The song's subject matter was widely read as a commentary on the public feuds that had defined Swift's media presence in the years preceding Lover. Multiple high-profile conflicts with other celebrities and media personalities had generated years of tabloid coverage, and Swift had addressed those conflicts directly and with considerable sharpness on earlier records. "I Forgot That You Existed" represents a third stage in that narrative arc: first anger, then retaliation, then release. The song does not name anyone, which was almost certainly deliberate, since naming would require ongoing attention, exactly the opposite of the sentiment the song conveys.
Within Swift's catalog, this track marks a meaningful philosophical pivot. The question of how to handle public antagonism had animated a significant portion of her output throughout the early and mid-2010s, and "I Forgot That You Existed" offers an answer that is both personal and transferable. Listeners experiencing their own smaller-scale versions of public conflict, difficult relationships, or interpersonal grievances found the song's core argument readily applicable to their own lives, which helps explain its longevity on social platforms long after its chart run concluded.
The lightness of the production reinforces the lyrical message in ways that a heavier arrangement would have undermined. Joel Little's piano-forward production keeps the song sounding almost effortless, which is appropriate for a narrator describing an effortless emotional state. A dense, maximalist arrangement would have implied that forgetting requires enormous energy. The stripped-down sound implies that it is, in fact, the most natural thing in the world. That coherence between form and content is a hallmark of Swift's best writing, and it is on full display here.
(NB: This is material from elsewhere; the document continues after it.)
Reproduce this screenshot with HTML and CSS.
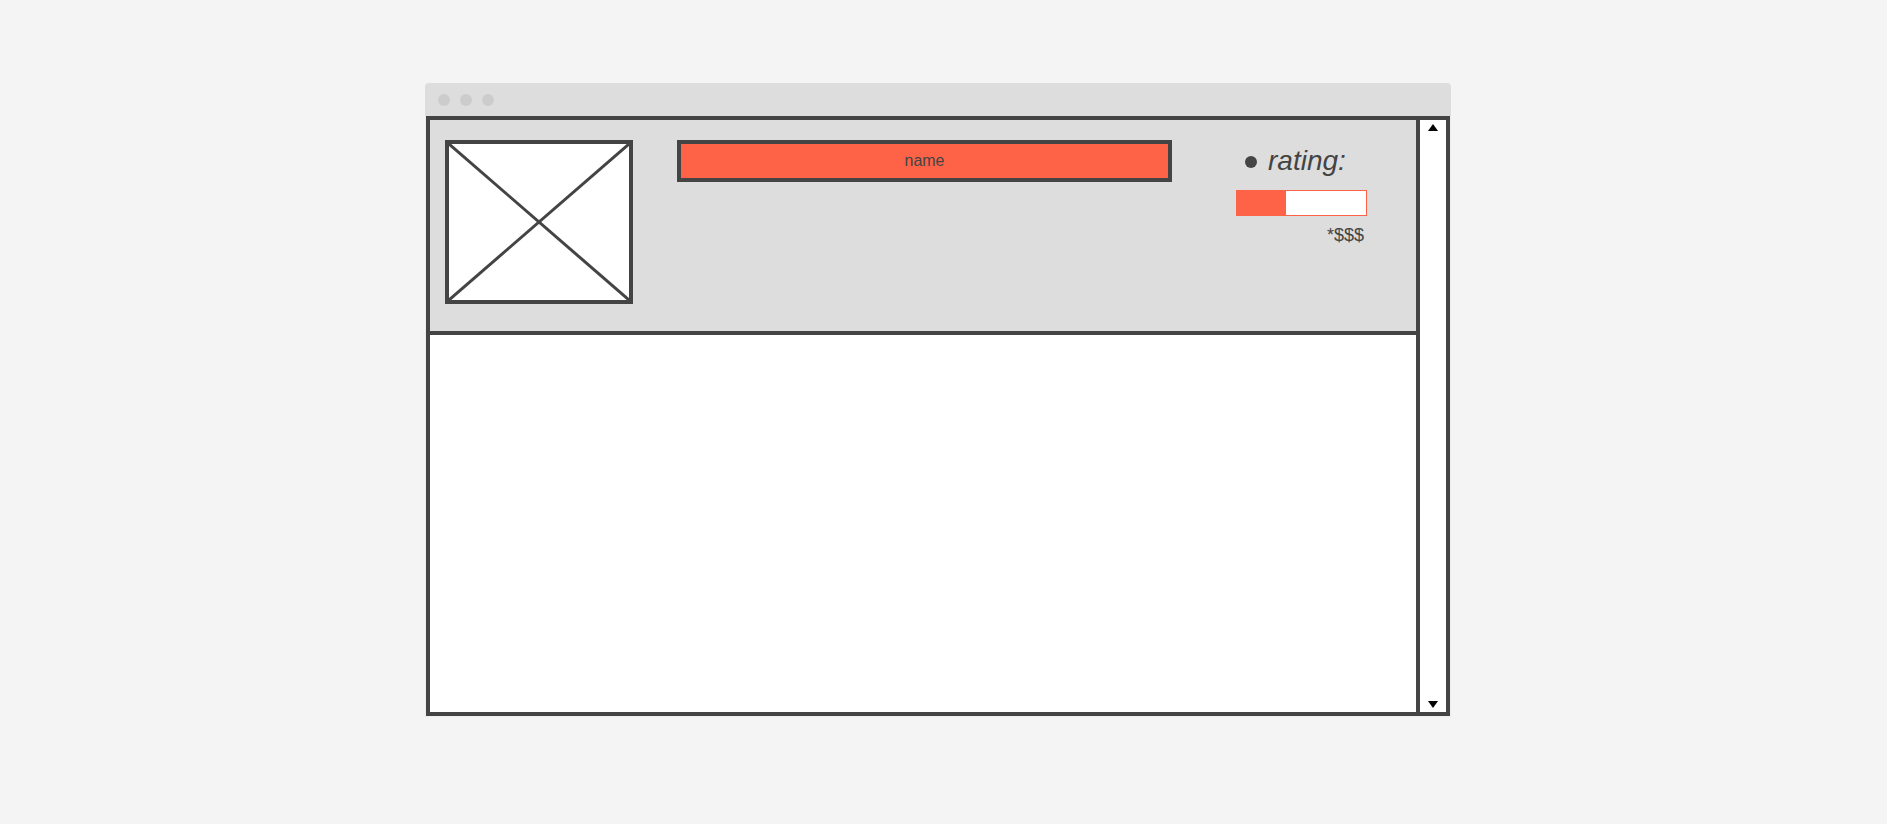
FILE: index.html
```html
<!DOCTYPE html>
<html lang="en">
<head>
  <meta charset="UTF-8" />
  <title>Wireframe</title>
  <link rel="stylesheet" href="styles.css">
</head>
<body>
  <div class="window">
    <div class="chrome">
      <span class="dot"></span>
      <span class="dot"></span>
      <span class="dot"></span>
    </div>
    <div class="frame">
      <div class="main">
        <div class="header">
          <div class="thumb">
            <svg width="180" height="156" viewBox="0 0 180 156">
              <line x1="0" y1="0" x2="180" y2="156" />
              <line x1="180" y1="0" x2="0" y2="156" />
            </svg>
          </div>
          <div class="name">name</div>
          <div class="rating">
            <div class="rating-row">
              <span class="bullet"></span>
              <span class="rating-label">rating:</span>
            </div>
            <div class="bar"><div class="bar-fill" style="width: 49px"></div></div>
            <div class="price">*$$$</div>
          </div>
        </div>
        <div class="content"></div>
      </div>
      <div class="scrollbar">
        <span class="arrow up"></span>
        <span class="arrow down"></span>
      </div>
    </div>
  </div>
</body>
</html>
```

FILE: styles.css
```css
body {
  margin: 0;
  background: #f4f4f4;
  font-family: "Liberation Sans", Arial, sans-serif;
  color: #444;
}

.window {
  width: 1026px;
  margin: 83px 0 0 425px;
  background: #ededed;
  border-radius: 4px 4px 0 0;
  padding-bottom: 1px;
}

.chrome {
  height: 33px;
  background: #dddddd;
  border-radius: 4px 4px 0 0;
  display: flex;
  align-items: center;
  gap: 10px;
  padding-left: 13px;
}

.dot {
  width: 12px;
  height: 12px;
  border-radius: 50%;
  background: #cccccc;
}

.frame {
  margin: 0 1px;
  height: 592px;
  border: 4px solid #444;
  display: flex;
  background: #fff;
}

.main {
  flex: 1;
  display: flex;
  flex-direction: column;
}

.header {
  height: 215px;
  box-sizing: border-box;
  background: #dddddd;
  border-bottom: 4px solid #444;
  display: flex;
  align-items: flex-start;
  padding: 20px 0 0 15px;
}

.thumb {
  width: 180px;
  height: 156px;
  border: 4px solid #444;
  background: #fff;
}

.thumb svg {
  display: block;
}

.thumb line {
  stroke: #444;
  stroke-width: 3;
}

.name {
  width: 487px;
  height: 34px;
  margin-left: 44px;
  border: 4px solid #444;
  background: #ff6347;
  font-size: 16px;
  line-height: 34px;
  text-align: center;
}

.rating {
  margin-left: 64px;
  width: 131px;
  display: flex;
  flex-direction: column;
}

.rating-row {
  height: 42px;
  display: flex;
  align-items: center;
  gap: 11px;
  padding-left: 9px;
}

.bullet {
  width: 12px;
  height: 12px;
  border-radius: 50%;
  background: #444;
  margin-top: 2px;
}

.rating-label {
  font-size: 28px;
  font-style: italic;
}

.bar {
  margin-top: 8px;
  height: 24px;
  border: 1px solid #ff6347;
  background: #fff;
}

.bar-fill {
  height: 100%;
  background: #ff6347;
}

.price {
  margin-top: 9px;
  font-size: 18px;
  line-height: 20px;
  text-align: right;
  padding-right: 3px;
}

.content {
  flex: 1;
  background: #fff;
}

.scrollbar {
  width: 26px;
  border-left: 4px solid #444;
  display: flex;
  flex-direction: column;
  justify-content: space-between;
  align-items: center;
  padding: 4px 0;
}

.arrow {
  width: 0;
  height: 0;
  border-left: 5px solid transparent;
  border-right: 5px solid transparent;
}

.arrow.up {
  border-bottom: 7px solid #000;
}

.arrow.down {
  border-top: 7px solid #000;
}
```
For listeners approaching the album as a whole, the song functions as an establishing shot. It announces immediately that Lover will not be Reputation: there will be no ongoing war, no defensive armor, no elaborate staging of conflict. The narrator has already emerged on the other side, and the remaining album will explore what that freedom makes possible. As an opening statement of intent, it is both concise and complete, doing the work of an introduction while being fully satisfying as a standalone song.